[EXERCISE TASK] Leaving out the pictures, retype all the material exactly.
*-*-*
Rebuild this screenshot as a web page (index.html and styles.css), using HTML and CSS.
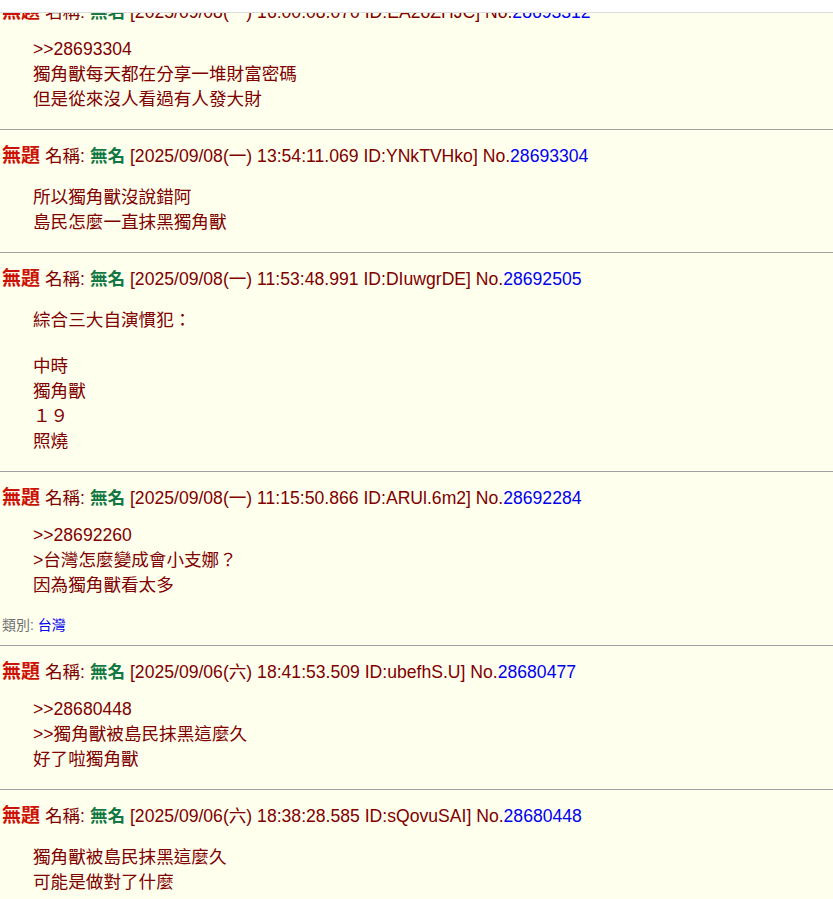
FILE: index.html
```html
<!DOCTYPE html>
<html lang="zh-Hant">
<head>
    <meta charset="UTF-8">
    <meta name="viewport" content="width=device-width, initial-scale=1.0">
    <title>綜合</title>
    <link rel="stylesheet" href="styles.css">
</head>
<body>
    <div class="topbar"></div>

    <div class="thread">
        <div class="post first">
            <div class="post-head">
                <span class="title">無題</span> 名稱: <span class="name">無名</span> [2025/09/08(一) 16:00:08.070 ID:EA2oZHJC] No.<a href="#">28693312</a>
            </div>
            <div class="quote">
                &gt;&gt;28693304<br>
                獨角獸每天都在分享一堆財富密碼<br>
                但是從來沒人看過有人發大財
            </div>
        </div>
        <hr>

        <div class="post">
            <div class="post-head">
                <span class="title">無題</span> 名稱: <span class="name">無名</span> [2025/09/08(一) 13:54:11.069 ID:YNkTVHko] No.<a href="#">28693304</a>
            </div>
            <div class="quote">
                所以獨角獸沒說錯阿<br>
                島民怎麼一直抹黑獨角獸
            </div>
        </div>
        <hr>

        <div class="post">
            <div class="post-head">
                <span class="title">無題</span> 名稱: <span class="name">無名</span> [2025/09/08(一) 11:53:48.991 ID:DIuwgrDE] No.<a href="#">28692505</a>
            </div>
            <div class="quote">
                綜合三大自演慣犯：<br>
                <br>
                中時<br>
                獨角獸<br>
                １９<br>
                照燒
            </div>
        </div>
        <hr>

        <div class="post">
            <div class="post-head">
                <span class="title">無題</span> 名稱: <span class="name">無名</span> [2025/09/08(一) 11:15:50.866 ID:ARUl.6m2] No.<a href="#">28692284</a>
            </div>
            <div class="quote">
                &gt;&gt;28692260<br>
                &gt;台灣怎麼變成會小支娜？<br>
                因為獨角獸看太多
            </div>
            <div class="category">類別: <a href="#">台灣</a></div>
        </div>
        <hr>

        <div class="post">
            <div class="post-head">
                <span class="title">無題</span> 名稱: <span class="name">無名</span> [2025/09/06(六) 18:41:53.509 ID:ubefhS.U] No.<a href="#">28680477</a>
            </div>
            <div class="quote">
                &gt;&gt;28680448<br>
                &gt;&gt;獨角獸被島民抹黑這麼久<br>
                好了啦獨角獸
            </div>
        </div>
        <hr>

        <div class="post">
            <div class="post-head">
                <span class="title">無題</span> 名稱: <span class="name">無名</span> [2025/09/06(六) 18:38:28.585 ID:sQovuSAI] No.<a href="#">28680448</a>
            </div>
            <div class="quote">
                獨角獸被島民抹黑這麼久<br>
                可能是做對了什麼
            </div>
        </div>
        <hr>
    </div>
</body>
</html>
```

FILE: styles.css
```css
body {
    margin: 0;
    background: #ffffee;
    color: #800000;
    font-family: "Liberation Sans", "Noto Sans CJK TC", sans-serif;
    font-size: 17.6px;
}
a {
    color: #0000ee;
    text-decoration: none;
}
.topbar {
    position: fixed;
    top: 0;
    left: 0;
    right: 0;
    height: 12px;
    background: #fff;
    border-bottom: 1px solid #dcdcdc;
}
.thread {
    margin-top: -4px;
}
.post {
    padding: 10px 2px 0;
}
.post.first {
    padding-top: 0;
}
.title {
    color: #cc1105;
    font-weight: bold;
    font-size: 19px;
}
.name {
    color: #117743;
    font-weight: bold;
}
.quote {
    margin: 16px 0 19px 31px;
}
.category {
    font-size: 14px;
    color: #707070;
    margin: -1px 0 11px;
}
hr {
    margin: 0;
    border: 0;
    border-top: 1px solid #a0a0a0;
}
```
*-*-*
[CORRECT OUTPUT]
Rebuild this screenshot as a web page (index.html and styles.css), using HTML and CSS.
FILE: index.html
```html
<!DOCTYPE html>
<html lang="zh-Hant">
<head>
    <meta charset="UTF-8">
    <meta name="viewport" content="width=device-width, initial-scale=1.0">
    <title>綜合</title>
    <link rel="stylesheet" href="styles.css">
</head>
<body>
    <div class="topbar"></div>

    <div class="thread">
        <div class="post first">
            <div class="post-head">
                <span class="title">無題</span> 名稱: <span class="name">無名</span> [2025/09/08(一) 16:00:08.070 ID:EA2oZHJC] No.<a href="#">28693312</a>
            </div>
            <div class="quote">
                &gt;&gt;28693304<br>
                獨角獸每天都在分享一堆財富密碼<br>
                但是從來沒人看過有人發大財
            </div>
        </div>
        <hr>

        <div class="post">
            <div class="post-head">
                <span class="title">無題</span> 名稱: <span class="name">無名</span> [2025/09/08(一) 13:54:11.069 ID:YNkTVHko] No.<a href="#">28693304</a>
            </div>
            <div class="quote">
                所以獨角獸沒說錯阿<br>
                島民怎麼一直抹黑獨角獸
            </div>
        </div>
        <hr>

        <div class="post">
            <div class="post-head">
                <span class="title">無題</span> 名稱: <span class="name">無名</span> [2025/09/08(一) 11:53:48.991 ID:DIuwgrDE] No.<a href="#">28692505</a>
            </div>
            <div class="quote">
                綜合三大自演慣犯：<br>
                <br>
                中時<br>
                獨角獸<br>
                １９<br>
                照燒
            </div>
        </div>
        <hr>

        <div class="post">
            <div class="post-head">
                <span class="title">無題</span> 名稱: <span class="name">無名</span> [2025/09/08(一) 11:15:50.866 ID:ARUl.6m2] No.<a href="#">28692284</a>
            </div>
            <div class="quote">
                &gt;&gt;28692260<br>
                &gt;台灣怎麼變成會小支娜？<br>
                因為獨角獸看太多
            </div>
            <div class="category">類別: <a href="#">台灣</a></div>
        </div>
        <hr>

        <div class="post">
            <div class="post-head">
                <span class="title">無題</span> 名稱: <span class="name">無名</span> [2025/09/06(六) 18:41:53.509 ID:ubefhS.U] No.<a href="#">28680477</a>
            </div>
            <div class="quote">
                &gt;&gt;28680448<br>
                &gt;&gt;獨角獸被島民抹黑這麼久<br>
                好了啦獨角獸
            </div>
        </div>
        <hr>

        <div class="post">
            <div class="post-head">
                <span class="title">無題</span> 名稱: <span class="name">無名</span> [2025/09/06(六) 18:38:28.585 ID:sQovuSAI] No.<a href="#">28680448</a>
            </div>
            <div class="quote">
                獨角獸被島民抹黑這麼久<br>
                可能是做對了什麼
            </div>
        </div>
        <hr>
    </div>
</body>
</html>
```

FILE: styles.css
```css
body {
    margin: 0;
    background: #ffffee;
    color: #800000;
    font-family: "Liberation Sans", "Noto Sans CJK TC", sans-serif;
    font-size: 17.6px;
}
a {
    color: #0000ee;
    text-decoration: none;
}
.topbar {
    position: fixed;
    top: 0;
    left: 0;
    right: 0;
    height: 12px;
    background: #fff;
    border-bottom: 1px solid #dcdcdc;
}
.thread {
    margin-top: -4px;
}
.post {
    padding: 10px 2px 0;
}
.post.first {
    padding-top: 0;
}
.title {
    color: #cc1105;
    font-weight: bold;
    font-size: 19px;
}
.name {
    color: #117743;
    font-weight: bold;
}
.quote {
    margin: 16px 0 19px 31px;
}
.category {
    font-size: 14px;
    color: #707070;
    margin: -1px 0 11px;
}
hr {
    margin: 0;
    border: 0;
    border-top: 1px solid #a0a0a0;
}
```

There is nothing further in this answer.